## Aim of the task:
Print out each record below, unaltered and complete, without its images.

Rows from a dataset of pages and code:
━━━━━━━━━━━━━━━━━━━━━━━━━━━━━━

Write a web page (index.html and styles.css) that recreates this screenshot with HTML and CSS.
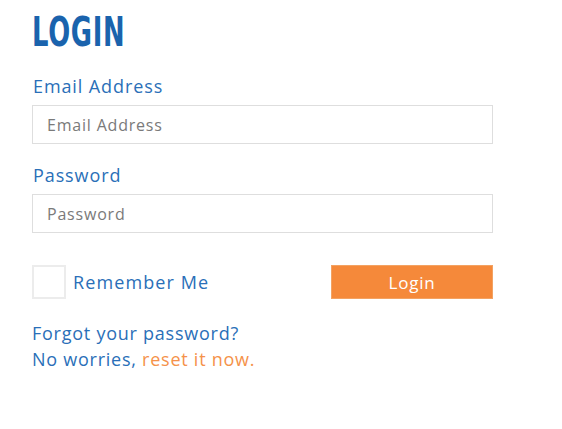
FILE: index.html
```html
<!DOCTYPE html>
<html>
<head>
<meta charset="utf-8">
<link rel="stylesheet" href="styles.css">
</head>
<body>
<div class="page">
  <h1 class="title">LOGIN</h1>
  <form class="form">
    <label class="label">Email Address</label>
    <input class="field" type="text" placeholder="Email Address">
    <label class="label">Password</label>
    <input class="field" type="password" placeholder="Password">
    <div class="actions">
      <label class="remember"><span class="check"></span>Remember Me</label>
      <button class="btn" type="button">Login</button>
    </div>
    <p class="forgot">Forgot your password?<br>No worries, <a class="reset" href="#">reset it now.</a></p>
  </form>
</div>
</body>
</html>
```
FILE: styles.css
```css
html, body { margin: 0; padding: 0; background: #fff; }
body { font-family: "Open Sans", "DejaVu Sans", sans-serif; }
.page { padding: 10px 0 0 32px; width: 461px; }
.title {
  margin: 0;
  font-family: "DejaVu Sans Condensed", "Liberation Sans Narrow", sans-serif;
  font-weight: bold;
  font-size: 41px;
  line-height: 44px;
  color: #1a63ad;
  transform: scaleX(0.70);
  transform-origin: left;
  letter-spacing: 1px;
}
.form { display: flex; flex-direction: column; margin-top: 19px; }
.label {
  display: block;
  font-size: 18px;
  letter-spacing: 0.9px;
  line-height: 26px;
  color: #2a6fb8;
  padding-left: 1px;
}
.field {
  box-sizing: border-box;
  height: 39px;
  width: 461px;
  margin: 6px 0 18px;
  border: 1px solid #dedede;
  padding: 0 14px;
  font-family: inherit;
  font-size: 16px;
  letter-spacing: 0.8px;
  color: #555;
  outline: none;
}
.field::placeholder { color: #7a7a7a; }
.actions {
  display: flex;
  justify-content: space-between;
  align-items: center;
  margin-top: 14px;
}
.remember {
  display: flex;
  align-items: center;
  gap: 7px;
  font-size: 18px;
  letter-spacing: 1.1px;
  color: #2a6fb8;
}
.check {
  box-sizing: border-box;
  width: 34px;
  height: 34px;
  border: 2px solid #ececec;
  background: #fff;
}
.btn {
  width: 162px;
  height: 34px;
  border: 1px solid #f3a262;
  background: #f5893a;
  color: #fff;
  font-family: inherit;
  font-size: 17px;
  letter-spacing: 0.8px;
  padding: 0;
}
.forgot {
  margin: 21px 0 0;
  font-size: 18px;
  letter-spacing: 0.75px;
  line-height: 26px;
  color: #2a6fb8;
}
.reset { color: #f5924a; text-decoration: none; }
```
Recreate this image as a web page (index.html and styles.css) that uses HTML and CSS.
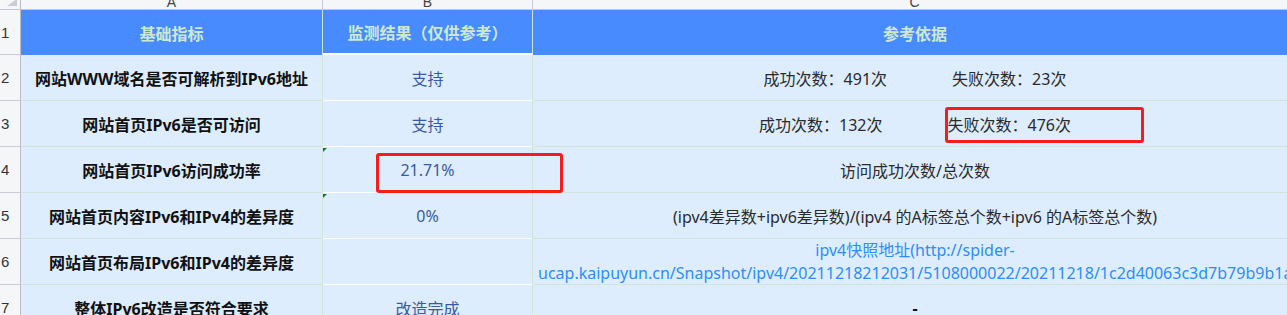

━━━━━━━━━━━━━━━━━━━━━━━━━━━━━━

## Solution for this exercise:
Write a web page (index.html and styles.css) that recreates this screenshot with HTML and CSS.
FILE: index.html
```html
<!DOCTYPE html>
<html>
<head>
<meta charset="utf-8">
<link rel="stylesheet" href="styles.css">
</head>
<body>
<div class="page">
  <h1 class="title">LOGIN</h1>
  <form class="form">
    <label class="label">Email Address</label>
    <input class="field" type="text" placeholder="Email Address">
    <label class="label">Password</label>
    <input class="field" type="password" placeholder="Password">
    <div class="actions">
      <label class="remember"><span class="check"></span>Remember Me</label>
      <button class="btn" type="button">Login</button>
    </div>
    <p class="forgot">Forgot your password?<br>No worries, <a class="reset" href="#">reset it now.</a></p>
  </form>
</div>
</body>
</html>
```
FILE: styles.css
```css
html, body { margin: 0; padding: 0; background: #fff; }
body { font-family: "Open Sans", "DejaVu Sans", sans-serif; }
.page { padding: 10px 0 0 32px; width: 461px; }
.title {
  margin: 0;
  font-family: "DejaVu Sans Condensed", "Liberation Sans Narrow", sans-serif;
  font-weight: bold;
  font-size: 41px;
  line-height: 44px;
  color: #1a63ad;
  transform: scaleX(0.70);
  transform-origin: left;
  letter-spacing: 1px;
}
.form { display: flex; flex-direction: column; margin-top: 19px; }
.label {
  display: block;
  font-size: 18px;
  letter-spacing: 0.9px;
  line-height: 26px;
  color: #2a6fb8;
  padding-left: 1px;
}
.field {
  box-sizing: border-box;
  height: 39px;
  width: 461px;
  margin: 6px 0 18px;
  border: 1px solid #dedede;
  padding: 0 14px;
  font-family: inherit;
  font-size: 16px;
  letter-spacing: 0.8px;
  color: #555;
  outline: none;
}
.field::placeholder { color: #7a7a7a; }
.actions {
  display: flex;
  justify-content: space-between;
  align-items: center;
  margin-top: 14px;
}
.remember {
  display: flex;
  align-items: center;
  gap: 7px;
  font-size: 18px;
  letter-spacing: 1.1px;
  color: #2a6fb8;
}
.check {
  box-sizing: border-box;
  width: 34px;
  height: 34px;
  border: 2px solid #ececec;
  background: #fff;
}
.btn {
  width: 162px;
  height: 34px;
  border: 1px solid #f3a262;
  background: #f5893a;
  color: #fff;
  font-family: inherit;
  font-size: 17px;
  letter-spacing: 0.8px;
  padding: 0;
}
.forgot {
  margin: 21px 0 0;
  font-size: 18px;
  letter-spacing: 0.75px;
  line-height: 26px;
  color: #2a6fb8;
}
.reset { color: #f5924a; text-decoration: none; }
```
Recreate this image as a web page (index.html and styles.css) that uses HTML and CSS.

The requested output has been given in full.